Modify dspace/config/xmlui.xconf, and uncomment the aspect, Statistics Elastic Search.
<!-- If you prefer to use "Elastic Search" Statistics, you can uncomment the below aspect and COMMENT OUT the default "Statistics" aspect above. You must also enable the ElasticSearchLoggerEventListener. --> <!-- <aspect name="Statistics - Elastic Search" path="resource://aspects/StatisticsElasticSearch/" /> -->
Modify dspace-xmlui/src/main/webapp/WEB-INF/spring/applicationContext.xml and uncomment the following code block for ElasticSearchLoggerEventListener
<!-- Elastic Search --> <!--<bean class="org.dspace.statistics.ElasticSearchLoggerEventListener"> <property name="eventService"> <ref bean="dspace.eventService" /> </property> </bean>-->
After making these two changes, you will then need to rebuild and restart DSpace.

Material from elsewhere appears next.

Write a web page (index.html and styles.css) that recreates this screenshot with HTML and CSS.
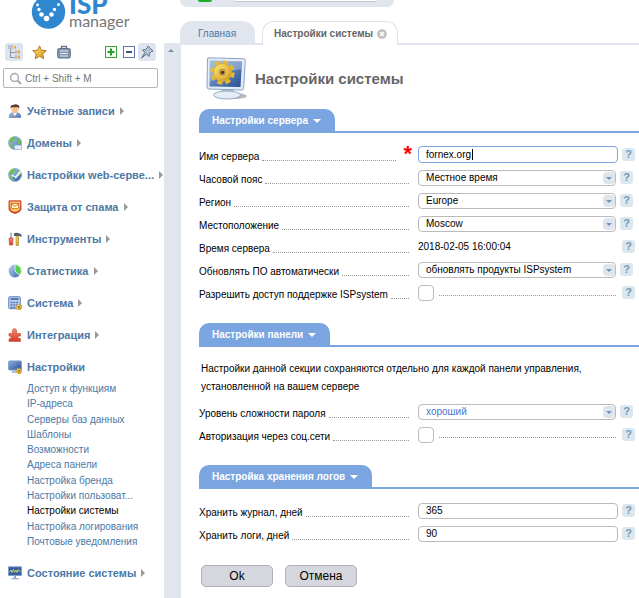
FILE: index.html
```
<!DOCTYPE html>
<html lang="ru">
<head>
  <meta charset="utf-8">
  <meta name="viewport" content="width=device-width, initial-scale=1.0">
  <title>ISPmanager</title>
  <link rel="stylesheet" href="styles.css">
</head>
<body>
  <!-- shared gradients and repeated shapes -->
  <svg class="defs" width="0" height="0" aria-hidden="true">
    <defs>
      <linearGradient id="blue" x1="0" y1="0" x2="1" y2="1">
        <stop offset="0" stop-color="#b9d3f3"/><stop offset="1" stop-color="#3d68b0"/>
      </linearGradient>
      <linearGradient id="screen" x1="0" y1="0" x2="1" y2="1">
        <stop offset="0" stop-color="#8db0dc"/><stop offset="1" stop-color="#284e92"/>
      </linearGradient>
      <linearGradient id="gold" x1="0" y1="0" x2="1" y2="1">
        <stop offset="0" stop-color="#fdec6a"/><stop offset="1" stop-color="#d08e1a"/>
      </linearGradient>
      <linearGradient id="red" x1="0" y1="0" x2="0" y2="1">
        <stop offset="0" stop-color="#f58e72"/><stop offset="1" stop-color="#d23a26"/>
      </linearGradient>
      <g id="globe">
        <circle cx="7" cy="7" r="6.5" fill="url(#blue)" stroke="#6a94c8" stroke-width=".6"/>
        <path d="M2 3Q5 0 8 1L7 3 5 4 5 6 3 7 1 6ZM9 2Q13 3 13 7L11 9 9 7 10 5ZM3 8L6 9 6 13Q3 12 2 9Z" fill="#6cc04e"/>
      </g>
      <g id="cog">
        <circle cx="11" cy="11" r="2.6" fill="url(#gold)" stroke="#c99a36" stroke-width="1.4" stroke-dasharray="1.2 .8"/>
        <circle cx="11" cy="11" r="1" fill="#8d713a"/>
      </g>
    </defs>
  </svg>

  <div class="app">
    <aside class="sidebar">
      <a class="logo" href="#" aria-label="ISPmanager">
        <svg width="140" height="34" viewBox="0 0 140 34">
          <circle cx="48.500" cy="12" r="16.700" fill="#2f87d0"/>
          <g fill="#fff">
            <circle cx="37.500" cy="5" r="1.400"/><circle cx="39" cy="9.500" r="1.700"/><circle cx="41.500" cy="14.500" r="2.300"/>
            <circle cx="46.500" cy="18.500" r="2.800"/><circle cx="51.500" cy="14.500" r="2.300"/><circle cx="54.500" cy="9.500" r="1.700"/><circle cx="58.500" cy="4.500" r="1.500"/>
          </g>
          <text class="logo-isp" x="69" y="14">ISP</text>
          <text class="logo-manager" x="69" y="27">manager</text>
        </svg>
      </a>

      <div class="toolbar">
        <button class="tool active" aria-label="Дерево">
          <svg width="14" height="14" viewBox="0 0 14 14"><path d="M3.500 4V12.500H8M3.500 7.500H8" stroke="#8795a5" fill="none"/><path d="M1 1H6M1 3H6M8 6H10M8 8H10M8 11H10M8 13H10" stroke="#9aa4ae"/><path d="M7 1H9V3.500H7ZM10.500 5.500H13V8.500H10.500ZM10.500 10.500H13V13.500H10.500Z" fill="#f3a72e"/></svg>
        </button>
        <button class="tool" aria-label="Избранное">
          <svg width="15" height="15" viewBox="0 0 14 14"><path d="M7 .8L8.900 4.900 13.300 5.300 10 8.300 11 12.800 7 10.500 3 12.800 4 8.300.7 5.300 5.100 4.900Z" fill="url(#gold)" stroke="#b5752c" stroke-width=".9"/></svg>
        </button>
        <button class="tool" aria-label="История">
          <svg width="14" height="14" viewBox="0 0 14 14"><path d="M4.500 3.500V1.500H9.500V3.500" fill="none" stroke="#66788f" stroke-width="1.300"/><rect x=".7" y="3.500" width="12.600" height="9.500" rx="1.500" fill="#8193aa" stroke="#5f7189"/><path d="M3 6H11M3 8.500H11M3 11H11" stroke="#e5ebf2"/></svg>
        </button>
        <span class="spacer"></span>
        <button class="tool" aria-label="Развернуть">
          <svg width="12" height="12" viewBox="0 0 12 12"><rect x=".5" y=".5" width="11" height="11" fill="#f2fff0" stroke="#36a53e"/><path d="M6 2.500V9.500M2.500 6H9.500" stroke="#2a9a31" stroke-width="2"/></svg>
        </button>
        <button class="tool" aria-label="Свернуть">
          <svg width="12" height="12" viewBox="0 0 12 12"><rect x=".5" y=".5" width="11" height="11" fill="#fff" stroke="#5f73a6"/><path d="M3 6H9" stroke="#3d528b" stroke-width="2"/></svg>
        </button>
        <button class="tool active" aria-label="Закрепить">
          <svg width="14" height="14" viewBox="0 0 14 14"><path d="M8 1L13 6 11.500 6.500 9.500 8.500 9 11.500 6.500 9 1.500 13 5 7.500 2.500 5 5.500 4.500 7.500 2.500Z" fill="#b3c2d2" stroke="#5d7288"/></svg>
        </button>
      </div>

      <div class="search">
        <svg width="13" height="13" viewBox="0 0 13 13"><circle cx="5.500" cy="5.500" r="4" fill="none" stroke="#aaa" stroke-width="1.400"/><path d="M8.500 8.500L12 12" stroke="#aaa" stroke-width="2"/></svg>
        <input type="text" placeholder="Ctrl + Shift + M" aria-label="Поиск">
      </div>

      <nav class="menu">
        <a class="menu-item arrow" href="#">
          <svg class="icon" viewBox="0 0 14 14"><path d="M1 13.500Q1 9 5 8.500H9Q13 9 13 13.500Z" fill="url(#blue)" stroke="#5c84bc" stroke-width=".6"/><path d="M5 8.500L7 13 9 8.500Z" fill="#fff"/><path d="M7 10L6.300 13.500H7.700Z" fill="#d65140"/><path d="M3.500 3Q7 1 10.500 3V6Q10 9 7 9.300 4 9 3.500 6Z" fill="#f6c08d"/><path d="M2.800 4.500Q2 .5 5 1 8-.5 10 1 12 1.500 11 4.500L9.800 3Q7 3.500 4.200 3Z" fill="#5d3d30"/></svg>
          Учётные записи
        </a>
        <a class="menu-item arrow" href="#">
          <svg class="icon" viewBox="0 0 14 14"><use href="#globe"/><rect x="6.500" y="9" width="7.200" height="4.700" rx="1" fill="#e3effd" stroke="#84a9d6" stroke-width=".8"/></svg>
          Домены
        </a>
        <a class="menu-item arrow" href="#">
          <svg class="icon" viewBox="0 0 14 14"><use href="#globe"/><path d="M4 7L7 10 12.500 3.500" fill="none" stroke="#e9f1fa" stroke-width="2"/><path d="M5 9L8 12 13 7" fill="none" stroke="#3972b6" stroke-width="1.400"/></svg>
          Настройки web-серве...
        </a>
        <a class="menu-item arrow" href="#">
          <svg class="icon" viewBox="0 0 14 14"><path d="M1 .8H13V9.500Q12.500 12 7 13.500 1.500 12 1 9.500Z" fill="url(#red)" stroke="#b93622" stroke-width=".8"/><path d="M2.300 2H11.700V9Q11 11 7 12 3 11 2.300 9Z" fill="#fbcf54"/><rect x="3.500" y="3.500" width="7" height="5" fill="#fff5c4" stroke="#d05b2f" stroke-width=".7"/><path d="M3.500 3.700L7 6.500 10.500 3.700" fill="none" stroke="#d05b2f" stroke-width=".8"/></svg>
          Защита от спама
        </a>
        <a class="menu-item arrow" href="#">
          <svg class="icon" viewBox="0 0 14 14"><path d="M3 .8V6" stroke="#9aa7b5" stroke-width="1.600"/><path d="M1 6H5L4.700 13H1.500Z" fill="url(#red)" stroke="#bd3e2b" stroke-width=".6"/><path d="M6 1.200Q10 0 13.500 2.500V5L11.500 4H6Z" fill="#53616f"/><path d="M8 4.200H10.500V13.500H8Z" fill="url(#gold)" stroke="#96772b" stroke-width=".5"/></svg>
          Инструменты
        </a>
        <a class="menu-item arrow" href="#">
          <svg class="icon" viewBox="0 0 14 14"><circle cx="7" cy="7" r="6.400" fill="url(#blue)"/><path d="M7 7V.5A6.500 6.500 0 0 1 11.500 11.500Z" fill="#55cf47" stroke="#eaffea" stroke-width=".8"/></svg>
          Статистика
        </a>
        <a class="menu-item arrow" href="#">
          <svg class="icon" viewBox="0 0 14 14"><rect x=".7" y=".7" width="11.600" height="12" rx="1" fill="#bdd0ee" stroke="#6788bd"/><path d="M2.500 3H10.500" stroke="#5775ae" stroke-width="2"/><path d="M2.500 6.500H10.500M2.500 9H9M2.500 11.500H8" stroke="#5775ae" stroke-width="1.500" stroke-dasharray="2 .8"/><use href="#cog"/></svg>
          Система
        </a>
        <a class="menu-item arrow" href="#">
          <svg class="icon" viewBox="0 0 14 14"><path d="M1 5.500H5.200Q4 4.500 4.200 3 4.700.6 6.500.6T8.800 3Q9 4.500 8 5.500H12.500V8Q10 7.800 10 9.300T12.500 10.700V13.400H1V11Q3 10.700 3 9.300T1 8Z" fill="url(#red)" stroke="#cb4430" stroke-width=".6"/></svg>
          Интеграция
        </a>
        <a class="menu-item" href="#">
          <svg class="icon" viewBox="0 0 14 14"><rect x=".7" y="1" width="12.600" height="9" rx="1" fill="url(#screen)" stroke="#7094c6"/><path d="M5 10H9L10 13H3Z" fill="#a9bfdc"/><use href="#cog"/></svg>
          Настройки
        </a>
        <ul class="submenu">
          <li><a href="#">Доступ к функциям</a></li>
          <li><a href="#">IP-адреса</a></li>
          <li><a href="#">Серверы баз данных</a></li>
          <li><a href="#">Шаблоны</a></li>
          <li><a href="#">Возможности</a></li>
          <li><a href="#">Адреса панели</a></li>
          <li><a href="#">Настройка бренда</a></li>
          <li><a href="#">Настройки пользоват...</a></li>
          <li><a class="current" href="#">Настройки системы</a></li>
          <li><a href="#">Настройка логирования</a></li>
          <li><a href="#">Почтовые уведомления</a></li>
        </ul>
        <a class="menu-item arrow" href="#">
          <svg class="icon" viewBox="0 0 14 14"><rect x=".5" y=".8" width="13" height="8.700" fill="#365e9f" stroke="#7d9bc8" stroke-width=".8"/><path d="M1.500 6L3 4 4 6.500 5.500 3.500 6.500 6.500 8 4 9 6.500 10.500 3.500 12.500 6" fill="none" stroke="#c6da75" stroke-width=".9"/><path d="M6 10H8V12H10.500V13.300H3.500V12H6Z" fill="#91a8cc"/></svg>
          Состояние системы
        </a>
      </nav>
    </aside>

    <div class="scroll-strip"></div>

    <main class="main">
      <div class="topbar">
        <span class="topbar-dot"></span>
        <span class="topbar-field"></span>
      </div>

      <div class="tabs">
        <a class="tab" href="#">Главная</a>
        <div class="tab tab-active">
          Настройки системы
          <button class="tab-close" aria-label="Закрыть">
            <svg width="10" height="10" viewBox="0 0 10 10"><circle cx="5" cy="5" r="4.800" fill="#bdbdbd"/><path d="M3 3L7 7M7 3L3 7" stroke="#fff" stroke-width="1.500"/></svg>
          </button>
        </div>
      </div>

      <div class="content">
        <div class="page-title">
          <svg width="42" height="44" viewBox="0 0 42 44">
            <ellipse cx="29" cy="39" rx="12" ry="3" fill="#8a8a8a" opacity=".6"/>
            <path d="M16 31H27L28 37H15Z" fill="#a9bbd2"/>
            <ellipse cx="21" cy="38" rx="13.500" ry="4" fill="#e4ecf6" stroke="#97abc5"/>
            <path d="M1.500 2Q1.500 .8 3 .8L38 1.800Q39.500 2 39.300 3.500L37.500 31.500Q37.300 33 36 33L3 32Q1 32 1 30Z" fill="#e4edf7" stroke="#8aa2c4"/>
            <path d="M3.800 3.500L36 4.500 34.500 30 3.500 29.500Z" fill="url(#screen)"/>
            <path d="M3.800 3.500L36 4.500 35.500 12Q17 14 3.500 25Z" fill="#c8daf0" opacity=".4"/>
            <circle cx="16.500" cy="15.500" r="10" fill="none" stroke="#e3bb34" stroke-width="4.500" stroke-dasharray="4.854 3"/>
            <circle cx="16.500" cy="15.500" r="9" fill="url(#gold)" stroke="#d7a52c" stroke-width=".7"/>
            <circle cx="16.500" cy="15.500" r="4.500" fill="#c69b3a" stroke="#f7df78"/>
            <circle cx="16.500" cy="15.500" r="1.700" fill="#4f3520"/>
          </svg>
          <h1>Настройки системы</h1>
        </div>

        <form class="form">
          <section class="section">
            <div class="section-head"><button type="button" class="section-tab">Настройки сервера</button></div>
            <div class="row">
              <label class="label required" for="host">Имя сервера</label>
              <input class="field focused" id="host" type="text" value="fornex.org">
              <button type="button" class="help">?</button>
            </div>
            <div class="row row-select">
              <label class="label" for="tz">Часовой пояс</label>
              <div class="select"><select class="field" id="tz"><option>Местное время</option></select></div>
              <button type="button" class="help">?</button>
            </div>
            <div class="row row-select">
              <label class="label" for="region">Регион</label>
              <div class="select"><select class="field" id="region"><option>Europe</option></select></div>
              <button type="button" class="help">?</button>
            </div>
            <div class="row row-select">
              <label class="label" for="place">Местоположение</label>
              <div class="select"><select class="field" id="place"><option>Moscow</option></select></div>
              <button type="button" class="help">?</button>
            </div>
            <div class="row">
              <span class="label">Время сервера</span>
              <span class="value">2018-02-05 16:00:04</span>
              <button type="button" class="help">?</button>
            </div>
            <div class="row row-select">
              <label class="label" for="update">Обновлять ПО автоматически</label>
              <div class="select"><select class="field" id="update"><option>обновлять продукты ISPsystem</option></select></div>
              <button type="button" class="help">?</button>
            </div>
            <div class="row">
              <label class="label" for="support">Разрешить доступ поддержке ISPsystem</label>
              <div class="check"><input type="checkbox" id="support"></div>
              <button type="button" class="help">?</button>
            </div>
          </section>

          <section class="section">
            <div class="section-head"><button type="button" class="section-tab">Настройки панели</button></div>
            <p class="note">Настройки данной секции сохраняются отдельно для каждой панели управления, установленной на вашем сервере</p>
            <div class="row row-select">
              <label class="label" for="strength">Уровень сложности пароля</label>
              <div class="select"><select class="field changed" id="strength"><option>хороший</option></select></div>
              <button type="button" class="help">?</button>
            </div>
            <div class="row">
              <label class="label" for="social">Авторизация через соц.сети</label>
              <div class="check"><input type="checkbox" id="social"></div>
              <button type="button" class="help">?</button>
            </div>
          </section>

          <section class="section">
            <div class="section-head"><button type="button" class="section-tab">Настройка хранения логов</button></div>
            <div class="row">
              <label class="label" for="journal">Хранить журнал, дней</label>
              <input class="field" id="journal" type="text" value="365">
              <button type="button" class="help">?</button>
            </div>
            <div class="row">
              <label class="label" for="logs">Хранить логи, дней</label>
              <input class="field" id="logs" type="text" value="90">
              <button type="button" class="help">?</button>
            </div>
          </section>

          <div class="buttons">
            <button type="button" class="btn">Ok</button>
            <button type="button" class="btn">Отмена</button>
          </div>
        </form>
      </div>
    </main>
  </div>
</body>
</html>
```

FILE: styles.css
```
* {
  box-sizing: border-box;
}
body {
  margin: 0;
  font-family: "Liberation Sans", Arial, sans-serif;
  font-size: 10px;
  color: #000;
  background: #fff;
}
button, input, select {
  font-family: inherit;
  font-size: inherit;
  margin: 0;
}
button {
  border: none;
  padding: 0;
  background: none;
  cursor: pointer;
}
a {
  color: #4c78a5;
  text-decoration: none;
}
.defs {
  position: absolute;
}
.app {
  display: flex;
  min-height: 100vh;
}

/* Sidebar */
.sidebar {
  flex: 0 0 164px;
  width: 164px;
}
.logo {
  display: block;
  height: 42px;
}
.logo svg {
  display: block;
}
.logo-isp {
  font-family: Lato, sans-serif;
  font-weight: 900;
  font-size: 26px;
  fill: #2f87d0;
}
.logo-manager {
  font-family: Lato, sans-serif;
  font-size: 16px;
  fill: #777;
}
.toolbar {
  display: flex;
  align-items: center;
  gap: 7px;
  height: 20px;
  padding: 0 8px 0 5px;
}
.tool {
  display: flex;
  align-items: center;
  justify-content: center;
  height: 18px;
  min-width: 18px;
  border-radius: 3px;
}
.tool.active {
  background: #dde4ee;
}
.spacer {
  flex: 1;
}
.toolbar .spacer ~ .tool {
  margin-left: -7px;
}
.search {
  display: flex;
  align-items: center;
  gap: 3px;
  height: 20px;
  margin: 6px 6px 7px 3px;
  padding: 0 5px;
  border: 1px solid #b5b5b5;
  border-radius: 2px;
}
.search svg {
  flex: none;
}
.search input {
  flex: 1;
  min-width: 0;
  padding: 0;
  border: none;
  outline: none;
  background: none;
}
.search input::placeholder {
  color: #757575;
}
.menu {
  padding-left: 8px;
}
.menu-item {
  display: flex;
  align-items: center;
  height: 32px;
  font-size: 11px;
  font-weight: bold;
  white-space: nowrap;
}
.icon {
  flex: none;
  width: 14px;
  height: 14px;
  margin-right: 5px;
}
.arrow::after {
  content: "";
  flex: none;
  margin-left: 5px;
  border: 4px solid transparent;
  border-left-color: #999;
  border-right: none;
}
.submenu {
  display: flex;
  flex-direction: column;
  justify-content: space-between;
  min-height: 168px;
  margin: -2px 0 8px;
  padding: 0 0 0 19px;
  list-style: none;
}
.submenu li {
  line-height: 15px;
}
.submenu .current {
  color: #000;
}
.scroll-strip {
  flex: 0 0 16px;
  margin-top: 43px;
  padding: 6px 4px;
  background: #e0e5ee;
}
.scroll-strip::before {
  content: "";
  display: block;
  width: 0;
  border: 3px solid transparent;
  border-bottom-color: #7d8fa8;
  border-top: none;
}

/* Main area */
.main {
  flex: 1;
  min-width: 0;
}
.topbar {
  display: flex;
  width: 214px;
  height: 7px;
  margin-bottom: 14px;
  padding: 0 18px;
  gap: 23px;
  background: #e0e5ee;
  border-radius: 0 0 14px 14px;
}
.topbar-dot {
  width: 14px;
  height: 2px;
  background: #1fae26;
  border-radius: 0 0 7px 7px;
}
.topbar-field {
  flex: 1;
  height: 2px;
  background: #fff;
  border-bottom: 1px solid #c2c6cc;
}
.tabs {
  display: flex;
  gap: 7px;
}
.tab {
  display: flex;
  align-items: center;
  gap: 4px;
  height: 24px;
  padding: 0 19px 0 18px;
  background: #e0e5ee;
  border-radius: 12px 12px 0 0;
}
.tab-active {
  position: relative;
  padding: 0 10px 0 11px;
  color: #666;
  font-weight: bold;
  background: #fff;
  border: 1px solid #dbe2ec;
  border-bottom: none;
}
.tab-close {
  display: flex;
}
.content {
  margin-top: -2px;
  padding: 1px 4px 11px 18px;
  border-top: 2px solid #e0e5ee;
  border-left: 1px solid #e0e5ee;
}
.page-title {
  display: flex;
  align-items: center;
  gap: 7px;
  padding: 11px 0 8px 7px;
}
.page-title h1 {
  margin: 0;
  font-size: 15px;
  line-height: 18px;
  color: #666;
}
.section {
  margin-bottom: 19px;
}
.section-head {
  display: flex;
  margin: 0 -4px 10px 0;
  border-bottom: 2px solid #7aa5e0;
}
.section-tab {
  display: flex;
  align-items: center;
  gap: 5px;
  height: 22px;
  padding: 0 14px 0 13px;
  color: #fff;
  font-weight: bold;
  background: #7aa5e0;
  border-radius: 10px 10px 0 0;
}
.section-tab::after {
  content: "";
  margin-top: 2px;
  border: 4px solid transparent;
  border-top-color: #fff;
  border-bottom: none;
}
.note {
  margin: 13px 30px 4px 2px;
  line-height: 18px;
}
.row {
  display: flex;
  align-items: center;
  gap: 4px;
  height: 23px;
}
.row-select {
  padding-right: 2px;
}
.label {
  display: flex;
  align-items: center;
  flex: 0 0 210px;
  margin-right: 5px;
  padding-top: 4px;
  line-height: 13px;
  white-space: nowrap;
}
.label::after {
  content: "";
  flex: 1;
  height: 8px;
  margin-left: 3px;
  border-bottom: 1px dotted #999;
}
.required {
  position: relative;
  padding-right: 13px;
}
.required::before {
  content: "*";
  position: absolute;
  right: -3px;
  top: -3px;
  font-size: 22px;
  font-weight: bold;
  line-height: 22px;
  color: #f00;
}
.field {
  flex: 1;
  min-width: 0;
  width: 100%;
  height: 16px;
  padding: 0 7px 1px;
  color: #000;
  border: 1px solid #bbb;
  border-radius: 4px;
  background: #fff;
  outline: none;
}
/* focused text box with its cursor after the value */
.focused {
  height: 17px;
  border-color: #7aa5e0;
  background: linear-gradient(#000, #000) 53px 2px / 1px 11px no-repeat;
}
.select {
  position: relative;
  display: flex;
  flex: 1;
}
select.field {
  appearance: none;
}
.select::before {
  content: "";
  position: absolute;
  right: 1px;
  top: 2px;
  width: 12px;
  height: 12px;
  border-radius: 4px;
  background: #dfe5ec;
  pointer-events: none;
}
.select::after {
  content: "";
  position: absolute;
  right: 4px;
  top: 7px;
  border: 3px solid transparent;
  border-top-color: #7593b5;
  border-bottom: none;
  pointer-events: none;
}
.field.changed {
  color: #4577cc;
}
.value {
  flex: 1;
}
.check {
  display: flex;
  align-items: center;
  flex: 1;
  gap: 5px;
}
.check input {
  appearance: none;
  width: 16px;
  height: 16px;
  border: 1px solid #bbb;
  border-radius: 4px;
  background: #fff;
}
.check::after {
  content: "";
  flex: 1;
  height: 6px;
  margin-right: 2px;
  border-bottom: 1px dotted #999;
}
.help {
  flex: none;
  width: 13px;
  height: 13px;
  line-height: 13px;
  font-size: 11px;
  font-weight: bold;
  color: #6f9cba;
  background: #dce7ee;
  border-radius: 3px;
}
.buttons {
  display: flex;
  gap: 12px;
  padding: 1px 2px;
}
.btn {
  min-width: 72px;
  height: 22px;
  padding: 0 13px;
  font-size: 12px;
  color: #000;
  background: #d4d8de;
  border: 1px solid #adb2b9;
  border-radius: 5px;
}
```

Importing Legacy Data into Elastic Search Statistics
Once Elastic Search Statistics has been enabled, it will begin adding all new Usage Events to its data store. To import your legacy data, you will need to import the data from the dspace.log files. There is no tool yet that converts SOLR statistics data to Elastic Search statistics data.
From the (Windows / Linux) terminal, you will need to use the DSpace Command Launcher to convert the dspace.log files to a statistics log format. Then you will need to import the statistics log format files into DSpace Statistics.
The Log Converter program converts log files from dspace.log into an intermediate format that can be inserted into Elastic Search Statistics.
Command used: |
|
Java class: | org.dspace.statistics.util.ClassicDSpaceLogConverter |
Arguments short and long forms): | Description |
-i or --in | Input file |
-o or --out | Output file |
-m or --multiple | Adds a wildcard at the end of input and output, so it would mean dspace.log* would be converted. (For example, the following files would be included because of this argument: dspace.log, dspace.log.1, dspace.log.2, dspace.log.3,etc.) |
-n or --newformat | If the log files have been created with DSpace 1.6 |
| Display verbose output (helpful for debugging) |
| Help |
An example form of this command would be [dspace]/bin/dspace stats-log-converter -i dspace.log* -o statistics.log -m -n
The Log Importer program takes the intermediate format data produced in the previous step, and imports it into Elastic Search Statistics.
Command used: |
|
Java class: | org.dspace.statistics.util.StatisticsImporterElasticSearch |
Arguments short and long forms): | Description |
-i or --in | Input file |
| Adds a wildcard at the end of input and output, so it would mean dspace.log* would be converted. (For example, the following files would be included because of this argument: dspace.log, dspace.log.1, dspace.log.2, dspace.log.3,etc.) |
-s or --skipdns | To skip the reverse DNS lookups that work out where a user is from. (The DNS lookup finds the information about the host from its IP address, such as geographical location, etc. This can be slow, and wouldn't work on a server not connected to the internet.) |
-v or --verbose | Display verbose output (helpful for debugging) |
-h or --help | Help |
An example form of this command would be [dspace]/bin/dspace stats-log-importer-elasticsearch -i statistics.log* -m
Viewing Data in Elastic Search Statistics
In XMLUI, while logged in as an administrator, the Context Panel will have an additional "View Statistics" link when you browse to a Community, Collection, or Item.
The Statistics Report includes:
- Bitstreams with Most Downloads, for all time.
- Bitstreams with Most Downloads, previous month.
- Total Number of Downloads to Bitstreams within this container, broken down by month.
- Number of hits per Country
This data is presented as either a Table or Line Graph, and requires JavaScript to draw the graphics.